The only unfortunate thing is that, while the combat system can be fun to someone in the appropriate mood, the frequency of random encounters can be frustrating. There is an auto option, but I didn't use it much.
Story: For all the problems it had, I was satisfied with it in the end. Overall, the story moving techniques were heavy handed and somewhat repetitive. I felt that there was too much time spent getting from point A to point B, travelling over the same land. There are functionally no means of teleporting anywhere in the game. Some of the plot points felt like filler. The characters were often stereotyped.
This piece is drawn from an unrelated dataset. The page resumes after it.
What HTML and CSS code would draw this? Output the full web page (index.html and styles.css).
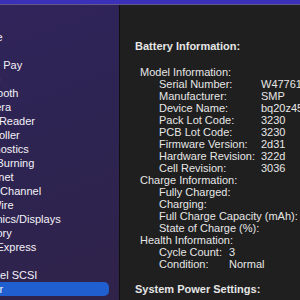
FILE: index.html
```html
<!DOCTYPE html>
<html lang="en">
<head>
  <meta charset="UTF-8">
  <title>System Information - Power</title>
  <link rel="stylesheet" href="styles.css">
</head>
<body>
  <div class="window">
    <div class="titlebar"></div>
    <div class="main">
      <!-- Sidebar (scrolled, left part clipped) -->
      <div class="sidebar">
        <div class="item head">Hardware</div>
        <div class="item">ATA</div>
        <div class="item">Apple Pay</div>
        <div class="item">Audio</div>
        <div class="item">Bluetooth</div>
        <div class="item">Camera</div>
        <div class="item">Card Reader</div>
        <div class="item">Controller</div>
        <div class="item">Diagnostics</div>
        <div class="item">Disc Burning</div>
        <div class="item">Ethernet</div>
        <div class="item">Fibre Channel</div>
        <div class="item">FireWire</div>
        <div class="item">Graphics/Displays</div>
        <div class="item">Memory</div>
        <div class="item">NVMExpress</div>
        <div class="item">PCI</div>
        <div class="item">Parallel SCSI</div>
        <div class="item selected">Power</div>
        <div class="item">Printers</div>
      </div>

      <!-- Detail pane -->
      <div class="detail">
        <div class="title">Battery Information:</div>

        <div class="group">Model Information:</div>
        <div class="row model"><span class="label">Serial Number:</span><span>W47761</span></div>
        <div class="row model"><span class="label">Manufacturer:</span><span>SMP</span></div>
        <div class="row model"><span class="label">Device Name:</span><span>bq20z451</span></div>
        <div class="row model"><span class="label">Pack Lot Code:</span><span>3230</span></div>
        <div class="row model"><span class="label">PCB Lot Code:</span><span>3230</span></div>
        <div class="row model"><span class="label">Firmware Version:</span><span>2d31</span></div>
        <div class="row model"><span class="label">Hardware Revision:</span><span>322d</span></div>
        <div class="row model"><span class="label">Cell Revision:</span><span>3036</span></div>

        <div class="group">Charge Information:</div>
        <div class="row charge"><span class="label">Fully Charged:</span><span>Yes</span></div>
        <div class="row charge"><span class="label">Charging:</span><span>No</span></div>
        <div class="row charge"><span class="label">Full Charge Capacity (mAh):</span><span>5770</span></div>
        <div class="row charge"><span class="label">State of Charge (%):</span><span>100</span></div>

        <div class="group">Health Information:</div>
        <div class="row health"><span class="label">Cycle Count:</span><span>3</span></div>
        <div class="row health"><span class="label">Condition:</span><span>Normal</span></div>

        <div class="title second">System Power Settings:</div>
      </div>
    </div>
  </div>
</body>
</html>
```

FILE: styles.css
```css
/* Basic styling */
html, body {
  margin: 0;
  height: 100%;
  overflow: hidden;
}

body {
  font-family: "Liberation Sans", Arial, sans-serif;
  font-size: 11px;
  background: #1e1e1e;
}

.window {
  display: flex;
  flex-direction: column;
  height: 300px;
}

.titlebar {
  height: 4px;
  background: #3b30b8;
  border-bottom: 1px solid #62588c;
  flex-shrink: 0;
}

.main {
  display: flex;
  flex: 1;
  min-height: 0;
}

/* Sidebar */
.sidebar {
  width: 120px;
  flex-shrink: 0;
  overflow: hidden;
  padding-top: 25px;
  box-sizing: border-box;
  background: linear-gradient(160deg, #30245a 0%, #2d2452 45%, #30234a 100%);
  border-right: 1px solid #0f0f10;
  color: #f4f2f7;
}

.item {
  height: 14px;
  line-height: 14px;
  margin-left: -28px;
  white-space: nowrap;
}

.item.head {
  margin-left: -45px;
}

.item.selected {
  margin-left: 0;
  margin-right: 10px;
  text-indent: -28px;
  background: #1f5fd0;
  border-radius: 0 5px 5px 0;
  overflow: hidden;
}

/* Detail pane */
.detail {
  flex: 1;
  padding: 35px 0 0 15px;
  color: #e6e6e6;
  background: #1f1f1f;
  white-space: nowrap;
  overflow: hidden;
}

.title {
  font-weight: bold;
  line-height: 12px;
  margin-bottom: 14px;
}

.title.second {
  margin-top: 13px;
}

.group,
.row {
  line-height: 12px;
  height: 12px;
}

.group {
  padding-left: 5px;
}

.row {
  display: flex;
  padding-left: 24px;
}

.model .label {
  width: 102px;
  flex-shrink: 0;
}

.charge .label {
  width: 170px;
  flex-shrink: 0;
}

.health .label {
  width: 70px;
  flex-shrink: 0;
}
```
Yet, somehow, I actually grew to like them in the end. And the story, while predictable, was frankly satisfying in a way I feel a lot of RPGs have missed in the frenzy of unrelated plot twists in the end. They were trying to tell a story with a theme. The story began with a goal, and it ended providing the answer that the goal implied. You didn't start out trying to steal something and end up saving the world.
Honestly, I wouldn't have finished this game if I weren't an obsessive completionist. But I'm very glad I did. I'm not sure I'd fully recommend the 70 hour slog to someone who has a lot of better things to do, but if you have a 360 and are feeling willing to put in the time to get to the chewy center, well, I liked it. And that's about all I can say.